- _Your objective_
Retype each line of the material exactly, please, skipping any picture in it.
▬▬▬
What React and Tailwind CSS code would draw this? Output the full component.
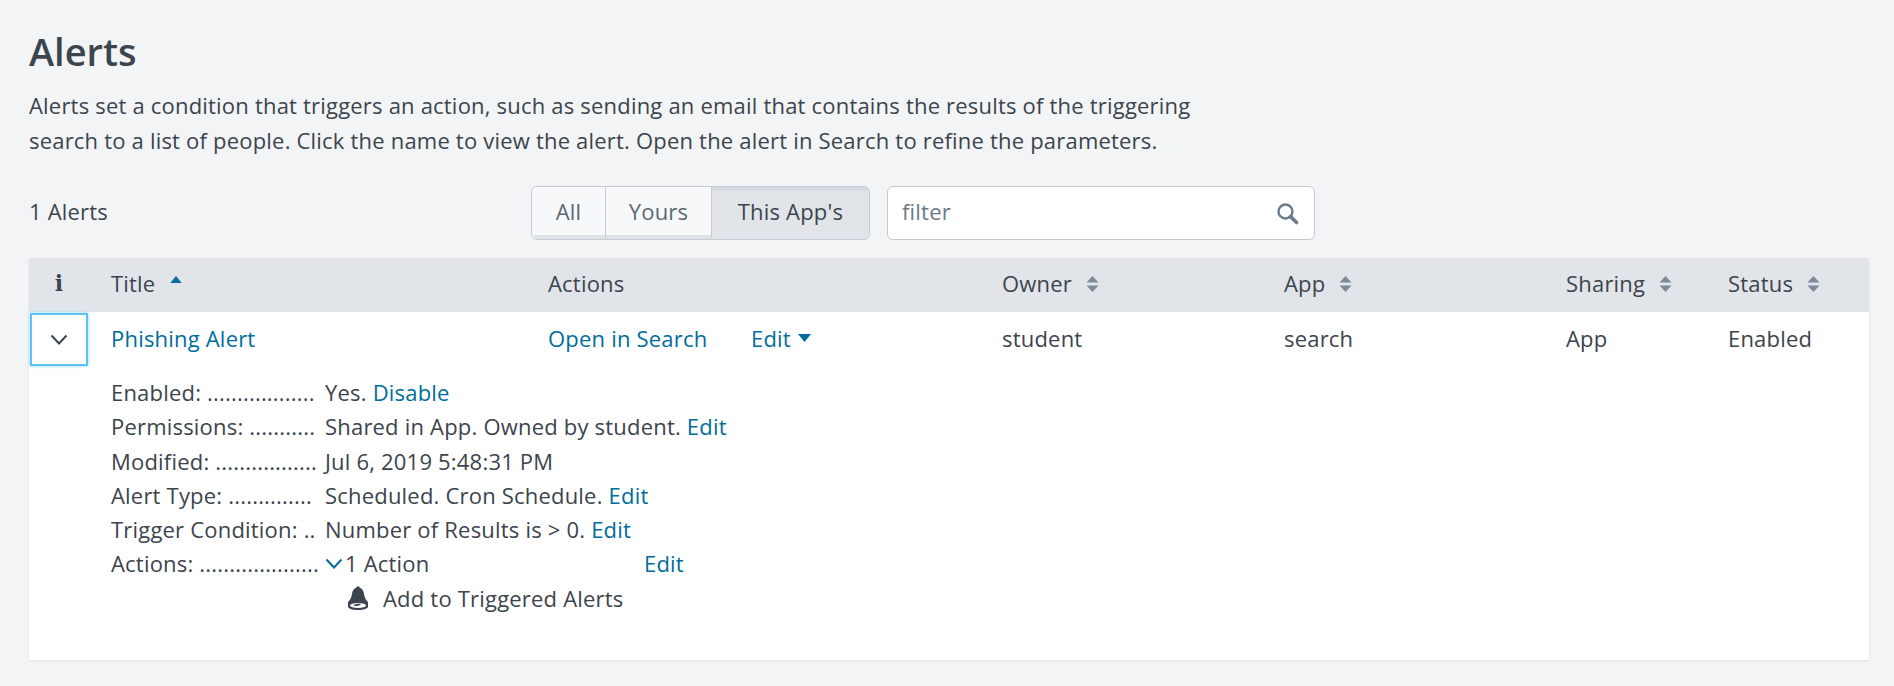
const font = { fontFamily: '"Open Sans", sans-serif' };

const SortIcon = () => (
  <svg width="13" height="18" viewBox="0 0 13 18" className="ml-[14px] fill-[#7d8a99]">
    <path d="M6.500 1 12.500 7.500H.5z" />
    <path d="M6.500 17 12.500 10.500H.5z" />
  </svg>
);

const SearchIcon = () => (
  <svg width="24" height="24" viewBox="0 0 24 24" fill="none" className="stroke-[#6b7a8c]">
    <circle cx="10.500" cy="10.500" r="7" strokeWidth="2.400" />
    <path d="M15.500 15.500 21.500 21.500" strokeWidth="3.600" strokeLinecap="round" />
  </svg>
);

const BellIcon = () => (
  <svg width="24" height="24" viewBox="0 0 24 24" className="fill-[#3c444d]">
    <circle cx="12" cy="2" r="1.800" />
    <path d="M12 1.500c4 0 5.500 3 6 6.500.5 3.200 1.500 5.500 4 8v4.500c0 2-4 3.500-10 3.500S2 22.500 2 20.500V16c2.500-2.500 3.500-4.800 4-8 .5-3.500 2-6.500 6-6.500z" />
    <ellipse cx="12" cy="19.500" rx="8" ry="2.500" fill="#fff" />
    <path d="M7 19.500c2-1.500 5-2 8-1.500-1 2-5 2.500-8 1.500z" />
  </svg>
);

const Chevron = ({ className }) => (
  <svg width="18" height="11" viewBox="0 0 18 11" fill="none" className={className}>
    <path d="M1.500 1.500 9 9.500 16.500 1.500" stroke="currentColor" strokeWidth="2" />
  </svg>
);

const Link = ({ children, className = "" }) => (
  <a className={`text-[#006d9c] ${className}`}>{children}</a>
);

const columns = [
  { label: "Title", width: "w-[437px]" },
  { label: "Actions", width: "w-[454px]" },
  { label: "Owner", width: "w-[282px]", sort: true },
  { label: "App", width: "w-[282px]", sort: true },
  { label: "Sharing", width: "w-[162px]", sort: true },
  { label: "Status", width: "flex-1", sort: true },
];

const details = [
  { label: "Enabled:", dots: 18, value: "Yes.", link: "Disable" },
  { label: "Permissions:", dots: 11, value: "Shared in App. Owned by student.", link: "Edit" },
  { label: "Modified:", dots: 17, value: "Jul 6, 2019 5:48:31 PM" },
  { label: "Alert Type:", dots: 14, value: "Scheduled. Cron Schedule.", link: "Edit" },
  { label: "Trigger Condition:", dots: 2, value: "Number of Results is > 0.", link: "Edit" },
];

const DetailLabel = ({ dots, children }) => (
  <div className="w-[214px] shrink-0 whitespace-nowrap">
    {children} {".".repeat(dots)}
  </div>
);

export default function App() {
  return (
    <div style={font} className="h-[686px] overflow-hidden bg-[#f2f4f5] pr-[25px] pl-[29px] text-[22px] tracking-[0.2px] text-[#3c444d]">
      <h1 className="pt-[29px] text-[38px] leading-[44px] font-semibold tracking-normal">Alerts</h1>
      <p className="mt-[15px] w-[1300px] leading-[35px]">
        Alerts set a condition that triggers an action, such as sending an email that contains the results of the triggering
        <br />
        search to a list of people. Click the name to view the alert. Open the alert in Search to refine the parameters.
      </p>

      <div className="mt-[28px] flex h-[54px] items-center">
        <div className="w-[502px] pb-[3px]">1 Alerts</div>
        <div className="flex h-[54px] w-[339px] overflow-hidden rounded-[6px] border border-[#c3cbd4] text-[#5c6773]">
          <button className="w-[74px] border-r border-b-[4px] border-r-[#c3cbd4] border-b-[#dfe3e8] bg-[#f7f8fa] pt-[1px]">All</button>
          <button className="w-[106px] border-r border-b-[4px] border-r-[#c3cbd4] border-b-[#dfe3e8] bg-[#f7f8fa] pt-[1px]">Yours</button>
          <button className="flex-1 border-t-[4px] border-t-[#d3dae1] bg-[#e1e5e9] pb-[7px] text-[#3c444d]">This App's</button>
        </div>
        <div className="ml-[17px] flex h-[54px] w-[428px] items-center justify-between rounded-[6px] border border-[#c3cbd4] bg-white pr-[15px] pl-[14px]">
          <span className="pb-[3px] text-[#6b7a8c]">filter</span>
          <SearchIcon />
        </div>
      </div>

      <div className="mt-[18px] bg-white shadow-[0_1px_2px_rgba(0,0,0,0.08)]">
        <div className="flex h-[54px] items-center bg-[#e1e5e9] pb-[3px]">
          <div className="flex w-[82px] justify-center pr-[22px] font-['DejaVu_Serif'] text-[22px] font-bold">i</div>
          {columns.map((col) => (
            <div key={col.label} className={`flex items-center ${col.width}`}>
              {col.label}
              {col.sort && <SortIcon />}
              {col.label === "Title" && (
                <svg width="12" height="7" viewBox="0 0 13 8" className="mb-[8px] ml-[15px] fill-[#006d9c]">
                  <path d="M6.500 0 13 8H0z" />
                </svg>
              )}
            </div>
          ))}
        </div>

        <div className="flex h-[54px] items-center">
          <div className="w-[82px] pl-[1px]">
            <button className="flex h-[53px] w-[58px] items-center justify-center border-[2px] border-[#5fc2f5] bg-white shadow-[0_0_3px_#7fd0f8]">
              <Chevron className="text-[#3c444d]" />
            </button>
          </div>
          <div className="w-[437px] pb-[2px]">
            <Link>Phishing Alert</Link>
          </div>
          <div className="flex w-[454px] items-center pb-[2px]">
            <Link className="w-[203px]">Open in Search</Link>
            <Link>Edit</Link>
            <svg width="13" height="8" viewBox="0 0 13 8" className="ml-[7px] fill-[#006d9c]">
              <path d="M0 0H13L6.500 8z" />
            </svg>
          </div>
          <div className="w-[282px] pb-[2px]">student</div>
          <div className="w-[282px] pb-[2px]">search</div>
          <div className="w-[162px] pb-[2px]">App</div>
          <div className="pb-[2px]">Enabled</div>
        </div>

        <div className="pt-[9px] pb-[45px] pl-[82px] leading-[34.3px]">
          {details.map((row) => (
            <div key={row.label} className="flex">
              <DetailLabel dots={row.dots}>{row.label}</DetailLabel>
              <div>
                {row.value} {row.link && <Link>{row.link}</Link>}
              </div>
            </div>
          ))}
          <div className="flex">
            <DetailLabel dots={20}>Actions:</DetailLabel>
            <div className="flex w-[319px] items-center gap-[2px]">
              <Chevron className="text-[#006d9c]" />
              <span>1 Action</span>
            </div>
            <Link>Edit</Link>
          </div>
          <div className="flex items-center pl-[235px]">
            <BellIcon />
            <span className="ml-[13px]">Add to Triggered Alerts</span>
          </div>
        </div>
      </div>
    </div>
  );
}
▬▬▬
- _Result for this task_
What React and Tailwind CSS code would draw this? Output the full component.
const font = { fontFamily: '"Open Sans", sans-serif' };

const SortIcon = () => (
  <svg width="13" height="18" viewBox="0 0 13 18" className="ml-[14px] fill-[#7d8a99]">
    <path d="M6.500 1 12.500 7.500H.5z" />
    <path d="M6.500 17 12.500 10.500H.5z" />
  </svg>
);

const SearchIcon = () => (
  <svg width="24" height="24" viewBox="0 0 24 24" fill="none" className="stroke-[#6b7a8c]">
    <circle cx="10.500" cy="10.500" r="7" strokeWidth="2.400" />
    <path d="M15.500 15.500 21.500 21.500" strokeWidth="3.600" strokeLinecap="round" />
  </svg>
);

const BellIcon = () => (
  <svg width="24" height="24" viewBox="0 0 24 24" className="fill-[#3c444d]">
    <circle cx="12" cy="2" r="1.800" />
    <path d="M12 1.500c4 0 5.500 3 6 6.500.5 3.200 1.500 5.500 4 8v4.500c0 2-4 3.500-10 3.500S2 22.500 2 20.500V16c2.500-2.500 3.500-4.800 4-8 .5-3.500 2-6.500 6-6.500z" />
    <ellipse cx="12" cy="19.500" rx="8" ry="2.500" fill="#fff" />
    <path d="M7 19.500c2-1.500 5-2 8-1.500-1 2-5 2.500-8 1.500z" />
  </svg>
);

const Chevron = ({ className }) => (
  <svg width="18" height="11" viewBox="0 0 18 11" fill="none" className={className}>
    <path d="M1.500 1.500 9 9.500 16.500 1.500" stroke="currentColor" strokeWidth="2" />
  </svg>
);

const Link = ({ children, className = "" }) => (
  <a className={`text-[#006d9c] ${className}`}>{children}</a>
);

const columns = [
  { label: "Title", width: "w-[437px]" },
  { label: "Actions", width: "w-[454px]" },
  { label: "Owner", width: "w-[282px]", sort: true },
  { label: "App", width: "w-[282px]", sort: true },
  { label: "Sharing", width: "w-[162px]", sort: true },
  { label: "Status", width: "flex-1", sort: true },
];

const details = [
  { label: "Enabled:", dots: 18, value: "Yes.", link: "Disable" },
  { label: "Permissions:", dots: 11, value: "Shared in App. Owned by student.", link: "Edit" },
  { label: "Modified:", dots: 17, value: "Jul 6, 2019 5:48:31 PM" },
  { label: "Alert Type:", dots: 14, value: "Scheduled. Cron Schedule.", link: "Edit" },
  { label: "Trigger Condition:", dots: 2, value: "Number of Results is > 0.", link: "Edit" },
];

const DetailLabel = ({ dots, children }) => (
  <div className="w-[214px] shrink-0 whitespace-nowrap">
    {children} {".".repeat(dots)}
  </div>
);

export default function App() {
  return (
    <div style={font} className="h-[686px] overflow-hidden bg-[#f2f4f5] pr-[25px] pl-[29px] text-[22px] tracking-[0.2px] text-[#3c444d]">
      <h1 className="pt-[29px] text-[38px] leading-[44px] font-semibold tracking-normal">Alerts</h1>
      <p className="mt-[15px] w-[1300px] leading-[35px]">
        Alerts set a condition that triggers an action, such as sending an email that contains the results of the triggering
        <br />
        search to a list of people. Click the name to view the alert. Open the alert in Search to refine the parameters.
      </p>

      <div className="mt-[28px] flex h-[54px] items-center">
        <div className="w-[502px] pb-[3px]">1 Alerts</div>
        <div className="flex h-[54px] w-[339px] overflow-hidden rounded-[6px] border border-[#c3cbd4] text-[#5c6773]">
          <button className="w-[74px] border-r border-b-[4px] border-r-[#c3cbd4] border-b-[#dfe3e8] bg-[#f7f8fa] pt-[1px]">All</button>
          <button className="w-[106px] border-r border-b-[4px] border-r-[#c3cbd4] border-b-[#dfe3e8] bg-[#f7f8fa] pt-[1px]">Yours</button>
          <button className="flex-1 border-t-[4px] border-t-[#d3dae1] bg-[#e1e5e9] pb-[7px] text-[#3c444d]">This App's</button>
        </div>
        <div className="ml-[17px] flex h-[54px] w-[428px] items-center justify-between rounded-[6px] border border-[#c3cbd4] bg-white pr-[15px] pl-[14px]">
          <span className="pb-[3px] text-[#6b7a8c]">filter</span>
          <SearchIcon />
        </div>
      </div>

      <div className="mt-[18px] bg-white shadow-[0_1px_2px_rgba(0,0,0,0.08)]">
        <div className="flex h-[54px] items-center bg-[#e1e5e9] pb-[3px]">
          <div className="flex w-[82px] justify-center pr-[22px] font-['DejaVu_Serif'] text-[22px] font-bold">i</div>
          {columns.map((col) => (
            <div key={col.label} className={`flex items-center ${col.width}`}>
              {col.label}
              {col.sort && <SortIcon />}
              {col.label === "Title" && (
                <svg width="12" height="7" viewBox="0 0 13 8" className="mb-[8px] ml-[15px] fill-[#006d9c]">
                  <path d="M6.500 0 13 8H0z" />
                </svg>
              )}
            </div>
          ))}
        </div>

        <div className="flex h-[54px] items-center">
          <div className="w-[82px] pl-[1px]">
            <button className="flex h-[53px] w-[58px] items-center justify-center border-[2px] border-[#5fc2f5] bg-white shadow-[0_0_3px_#7fd0f8]">
              <Chevron className="text-[#3c444d]" />
            </button>
          </div>
          <div className="w-[437px] pb-[2px]">
            <Link>Phishing Alert</Link>
          </div>
          <div className="flex w-[454px] items-center pb-[2px]">
            <Link className="w-[203px]">Open in Search</Link>
            <Link>Edit</Link>
            <svg width="13" height="8" viewBox="0 0 13 8" className="ml-[7px] fill-[#006d9c]">
              <path d="M0 0H13L6.500 8z" />
            </svg>
          </div>
          <div className="w-[282px] pb-[2px]">student</div>
          <div className="w-[282px] pb-[2px]">search</div>
          <div className="w-[162px] pb-[2px]">App</div>
          <div className="pb-[2px]">Enabled</div>
        </div>

        <div className="pt-[9px] pb-[45px] pl-[82px] leading-[34.3px]">
          {details.map((row) => (
            <div key={row.label} className="flex">
              <DetailLabel dots={row.dots}>{row.label}</DetailLabel>
              <div>
                {row.value} {row.link && <Link>{row.link}</Link>}
              </div>
            </div>
          ))}
          <div className="flex">
            <DetailLabel dots={20}>Actions:</DetailLabel>
            <div className="flex w-[319px] items-center gap-[2px]">
              <Chevron className="text-[#006d9c]" />
              <span>1 Action</span>
            </div>
            <Link>Edit</Link>
          </div>
          <div className="flex items-center pl-[235px]">
            <BellIcon />
            <span className="ml-[13px]">Add to Triggered Alerts</span>
          </div>
        </div>
      </div>
    </div>
  );
}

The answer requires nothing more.